Bottom line: For optimal database performance, IT organizations must intermix database administration rules with storage I/O knowledge to the process of physical mapping of objects (files) to storage devices.
The diagram is one example of how to tune a small portion of a storage subsystem, in this case MTI`s Gladiator 3200. This example examines two (control and redo logs) of six Oracle object types. The number of device interconnects (SCSI buses) must also be carefully examined so as not to create a single point of failure (SPOF). A SPOF is eliminated by using a single SCSI bus for each device within a given array, or each mirrored LUN. With the exception of RAID-0 or a single copy of a mirrored LUN, disks in the same array should never share SCSI buses.
For example, the mirrored (shadowed) LUNs must be on separate SCSI buses to eliminate a single point of failure.
Redo logs are sequential, write-intensive files that are created with each database transaction, except reads. A minimum of two redo logs are required, and they must be highly available. The two-drive stripe set improves sequential write performance. Its shadow copy ensures availability. The redo log is read-only when archiving or rebuilding the database.

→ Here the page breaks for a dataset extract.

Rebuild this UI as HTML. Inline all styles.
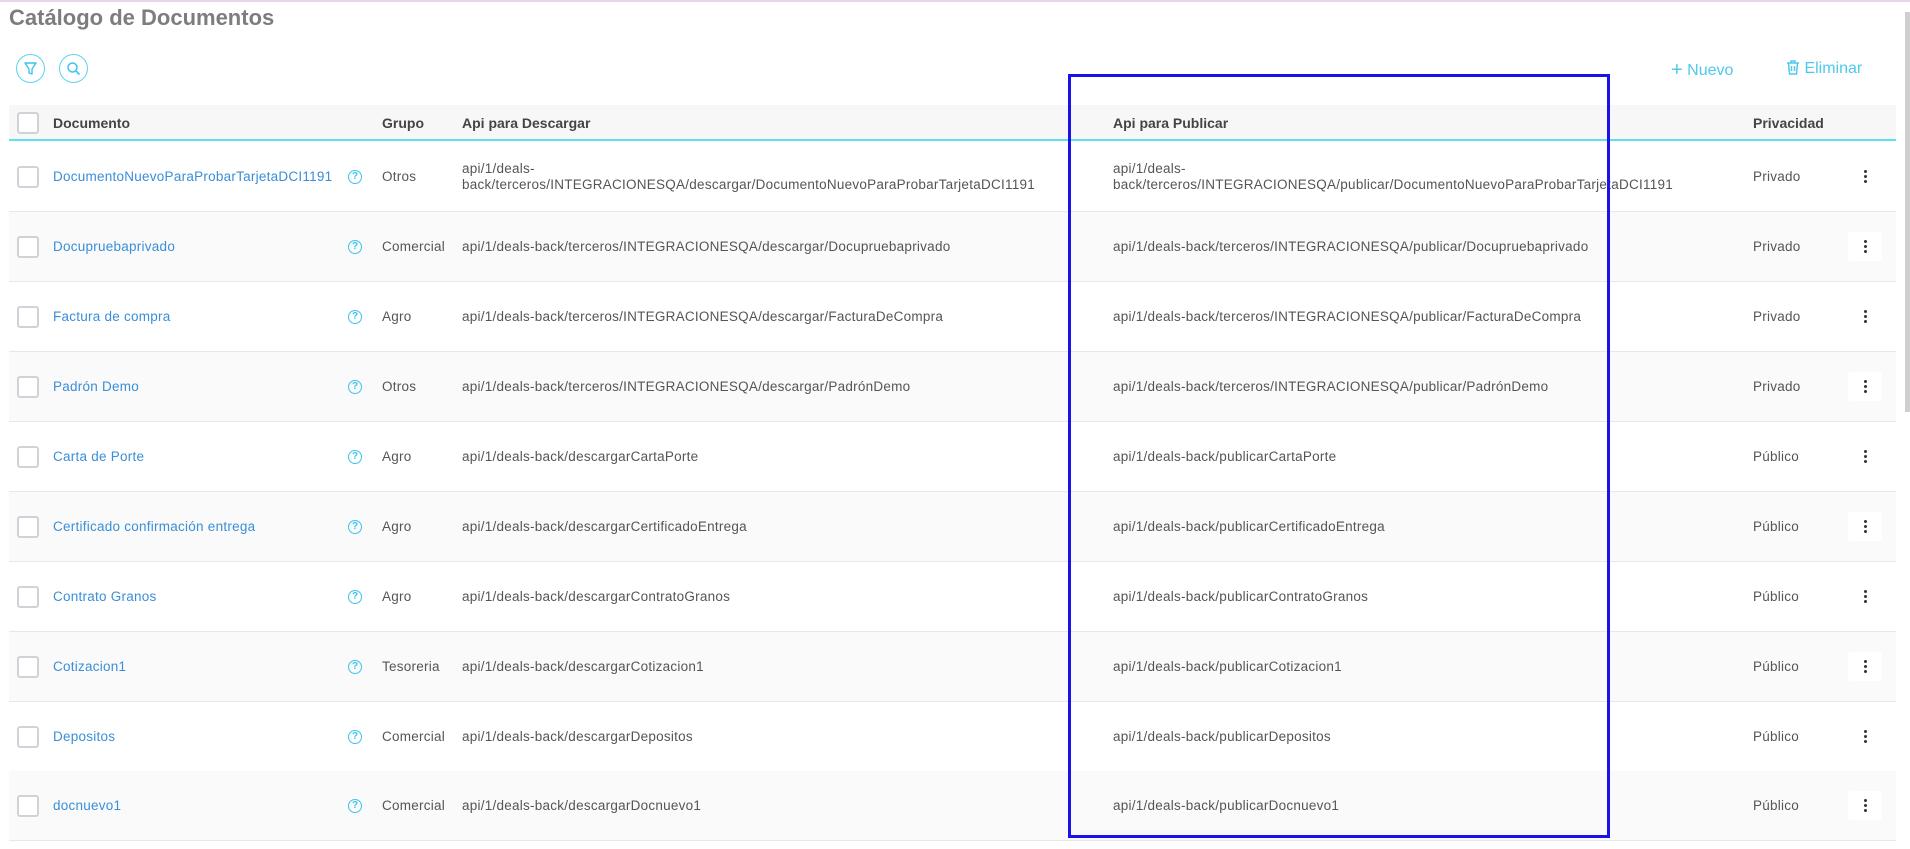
<!DOCTYPE html>
<html><head><meta charset="utf-8"><style>
*{margin:0;padding:0;box-sizing:border-box}
body{width:1910px;height:849px;overflow:hidden;background:#fff;font-family:"Liberation Sans",sans-serif;position:relative;color:#555}
.top{position:absolute;left:0;top:0;width:1910px;height:2px;background:#e6d6ea}
h1{position:absolute;left:9px;top:5px;font-size:22px;font-weight:bold;color:#7d7d7d}
.circ{position:absolute;top:54px;width:29px;height:29px;border:1px solid #5fd3f0;border-radius:50%}
.act{position:absolute;top:58px;font-size:16px;color:#4fc8ee}
.sb{position:absolute;left:1905px;top:12px;width:5px;height:400px;background:#cfcfcf}
.hdr{position:absolute;left:9px;top:105px;width:1887px;height:36px;background:#f7f7f7;border-bottom:2px solid #5fe0ef}
.row{position:absolute;left:9px;width:1887px;height:70px;border-bottom:1px solid #e8e8e8}
.row.e{background:#fafafa}
.cb{position:absolute;left:8px;width:22px;height:22px;border:2px solid #cfd3d8;border-radius:3px;background:#fff}
.t{position:absolute;font-size:13.5px;white-space:nowrap;line-height:16px;letter-spacing:0.25px}
.h{font-weight:bold;color:#444;font-size:14px;letter-spacing:0}
.lk{color:#3a8ed8}
.q{position:absolute;left:339px;width:14px;height:14px;border:1.5px solid #3cc3ee;border-radius:50%;color:#3cc3ee;font-size:10px;font-weight:bold;text-align:center;line-height:11px}
.dots{position:absolute;left:1839px;width:34px;height:29px;border-radius:3px}
.row.e .dots{background:#fff}
.dots i{position:absolute;left:16px;width:3px;height:3px;background:#333;border-radius:50%}
.box{position:absolute;left:1068px;top:74px;width:542px;height:764px;border:3px solid #1a13e8}
</style></head><body>
<div class="top"></div>
<h1>Catálogo de Documentos</h1>
<div class="circ" style="left:16px"><svg width="27" height="27" viewBox="0 0 27 27"><path d="M8 8h11l-4 6v5l-3-1v-4z" fill="none" stroke="#3cc3ee" stroke-width="1.4" stroke-linejoin="round"/></svg></div>
<div class="circ" style="left:59px"><svg width="27" height="27" viewBox="0 0 27 27"><circle cx="12.5" cy="12.5" r="4.5" fill="none" stroke="#3cc3ee" stroke-width="1.5"/><path d="M16 16l3.5 3.5" stroke="#3cc3ee" stroke-width="1.6"/></svg></div>
<div class="act" style="left:1671px"><span style="font-size:20px;position:relative;top:1px">+</span> Nuevo</div>
<div class="act" style="left:1786px"><svg width="14" height="15" viewBox="0 0 14 15" style="position:relative;top:2px"><path d="M1 3h12M5 3V1h4v2M2.5 3l1 11h7l1-11M5.5 6v5M8.5 6v5" fill="none" stroke="#4fc8ee" stroke-width="1.5"/></svg> Eliminar</div>
<div class="sb"></div>
<div class="hdr">
<div class="cb" style="top:7px"></div>
<div class="t h" style="left:44px;top:10px">Documento</div>
<div class="t h" style="left:373px;top:10px">Grupo</div>
<div class="t h" style="left:453px;top:10px">Api para Descargar</div>
<div class="t h" style="left:1104px;top:10px">Api para Publicar</div>
<div class="t h" style="left:1744px;top:10px">Privacidad</div>
</div>
<div class="row" style="top:142px"><div class="cb" style="top:24px"></div><div class="t lk" style="left:44px;top:27px">DocumentoNuevoParaProbarTarjetaDCI1191</div><div class="q" style="top:28px">?</div><div class="t" style="left:373px;top:27px">Otros</div><div class="t" style="left:453px;top:19px">api/1/deals-<br>back/terceros/INTEGRACIONESQA/descargar/DocumentoNuevoParaProbarTarjetaDCI1191</div><div class="t" style="left:1104px;top:19px">api/1/deals-<br>back/terceros/INTEGRACIONESQA/publicar/DocumentoNuevoParaProbarTarjetaDCI1191</div><div class="t" style="left:1744px;top:27px">Privado</div><div class="dots" style="top:20px"><i style="top:8px"></i><i style="top:13px"></i><i style="top:18px"></i></div></div>
<div class="row e" style="top:212px"><div class="cb" style="top:24px"></div><div class="t lk" style="left:44px;top:27px">Docupruebaprivado</div><div class="q" style="top:28px">?</div><div class="t" style="left:373px;top:27px">Comercial</div><div class="t" style="left:453px;top:27px">api/1/deals-back/terceros/INTEGRACIONESQA/descargar/Docupruebaprivado</div><div class="t" style="left:1104px;top:27px">api/1/deals-back/terceros/INTEGRACIONESQA/publicar/Docupruebaprivado</div><div class="t" style="left:1744px;top:27px">Privado</div><div class="dots" style="top:20px"><i style="top:8px"></i><i style="top:13px"></i><i style="top:18px"></i></div></div>
<div class="row" style="top:282px"><div class="cb" style="top:24px"></div><div class="t lk" style="left:44px;top:27px">Factura de compra</div><div class="q" style="top:28px">?</div><div class="t" style="left:373px;top:27px">Agro</div><div class="t" style="left:453px;top:27px">api/1/deals-back/terceros/INTEGRACIONESQA/descargar/FacturaDeCompra</div><div class="t" style="left:1104px;top:27px">api/1/deals-back/terceros/INTEGRACIONESQA/publicar/FacturaDeCompra</div><div class="t" style="left:1744px;top:27px">Privado</div><div class="dots" style="top:20px"><i style="top:8px"></i><i style="top:13px"></i><i style="top:18px"></i></div></div>
<div class="row e" style="top:352px"><div class="cb" style="top:24px"></div><div class="t lk" style="left:44px;top:27px">Padrón Demo</div><div class="q" style="top:28px">?</div><div class="t" style="left:373px;top:27px">Otros</div><div class="t" style="left:453px;top:27px">api/1/deals-back/terceros/INTEGRACIONESQA/descargar/PadrónDemo</div><div class="t" style="left:1104px;top:27px">api/1/deals-back/terceros/INTEGRACIONESQA/publicar/PadrónDemo</div><div class="t" style="left:1744px;top:27px">Privado</div><div class="dots" style="top:20px"><i style="top:8px"></i><i style="top:13px"></i><i style="top:18px"></i></div></div>
<div class="row" style="top:422px"><div class="cb" style="top:24px"></div><div class="t lk" style="left:44px;top:27px">Carta de Porte</div><div class="q" style="top:28px">?</div><div class="t" style="left:373px;top:27px">Agro</div><div class="t" style="left:453px;top:27px">api/1/deals-back/descargarCartaPorte</div><div class="t" style="left:1104px;top:27px">api/1/deals-back/publicarCartaPorte</div><div class="t" style="left:1744px;top:27px">Público</div><div class="dots" style="top:20px"><i style="top:8px"></i><i style="top:13px"></i><i style="top:18px"></i></div></div>
<div class="row e" style="top:492px"><div class="cb" style="top:24px"></div><div class="t lk" style="left:44px;top:27px">Certificado confirmación entrega</div><div class="q" style="top:28px">?</div><div class="t" style="left:373px;top:27px">Agro</div><div class="t" style="left:453px;top:27px">api/1/deals-back/descargarCertificadoEntrega</div><div class="t" style="left:1104px;top:27px">api/1/deals-back/publicarCertificadoEntrega</div><div class="t" style="left:1744px;top:27px">Público</div><div class="dots" style="top:20px"><i style="top:8px"></i><i style="top:13px"></i><i style="top:18px"></i></div></div>
<div class="row" style="top:562px"><div class="cb" style="top:24px"></div><div class="t lk" style="left:44px;top:27px">Contrato Granos</div><div class="q" style="top:28px">?</div><div class="t" style="left:373px;top:27px">Agro</div><div class="t" style="left:453px;top:27px">api/1/deals-back/descargarContratoGranos</div><div class="t" style="left:1104px;top:27px">api/1/deals-back/publicarContratoGranos</div><div class="t" style="left:1744px;top:27px">Público</div><div class="dots" style="top:20px"><i style="top:8px"></i><i style="top:13px"></i><i style="top:18px"></i></div></div>
<div class="row e" style="top:632px"><div class="cb" style="top:24px"></div><div class="t lk" style="left:44px;top:27px">Cotizacion1</div><div class="q" style="top:28px">?</div><div class="t" style="left:373px;top:27px">Tesoreria</div><div class="t" style="left:453px;top:27px">api/1/deals-back/descargarCotizacion1</div><div class="t" style="left:1104px;top:27px">api/1/deals-back/publicarCotizacion1</div><div class="t" style="left:1744px;top:27px">Público</div><div class="dots" style="top:20px"><i style="top:8px"></i><i style="top:13px"></i><i style="top:18px"></i></div></div>
<div class="row" style="top:702px"><div class="cb" style="top:24px"></div><div class="t lk" style="left:44px;top:27px">Depositos</div><div class="q" style="top:28px">?</div><div class="t" style="left:373px;top:27px">Comercial</div><div class="t" style="left:453px;top:27px">api/1/deals-back/descargarDepositos</div><div class="t" style="left:1104px;top:27px">api/1/deals-back/publicarDepositos</div><div class="t" style="left:1744px;top:27px">Público</div><div class="dots" style="top:20px"><i style="top:8px"></i><i style="top:13px"></i><i style="top:18px"></i></div></div>
<div class="row e" style="top:771px"><div class="cb" style="top:24px"></div><div class="t lk" style="left:44px;top:27px">docnuevo1</div><div class="q" style="top:28px">?</div><div class="t" style="left:373px;top:27px">Comercial</div><div class="t" style="left:453px;top:27px">api/1/deals-back/descargarDocnuevo1</div><div class="t" style="left:1104px;top:27px">api/1/deals-back/publicarDocnuevo1</div><div class="t" style="left:1744px;top:27px">Público</div><div class="dots" style="top:20px"><i style="top:8px"></i><i style="top:13px"></i><i style="top:18px"></i></div></div>
<div class="box"></div>
</body></html>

Control files exhibit extremely low I/O activity. They are only written to during a major event, such as startup, close down, or when taking checkpoints. Performance is of no importance, but availability is very important. A two-drive mirror set fulfills this requirement, and the low activity rate enables it to share the same RAID controller with the redo logs.
Terms and definitions: L0, L1, L2, L3, L4, L5: logical disk partitions numbered 0 through 5. R0: RAID-0, or striping. R1: RAID-1, or mirroring. 2.1GB or 4.3GB: Raw capacity of each physical or logical partition. Note: Example is based on MTI?s Gladiator 3200 RAID array with 64MB cache.
Sean Derrington is a senior research analyst at the META Group consulting firm in Stamford, CT.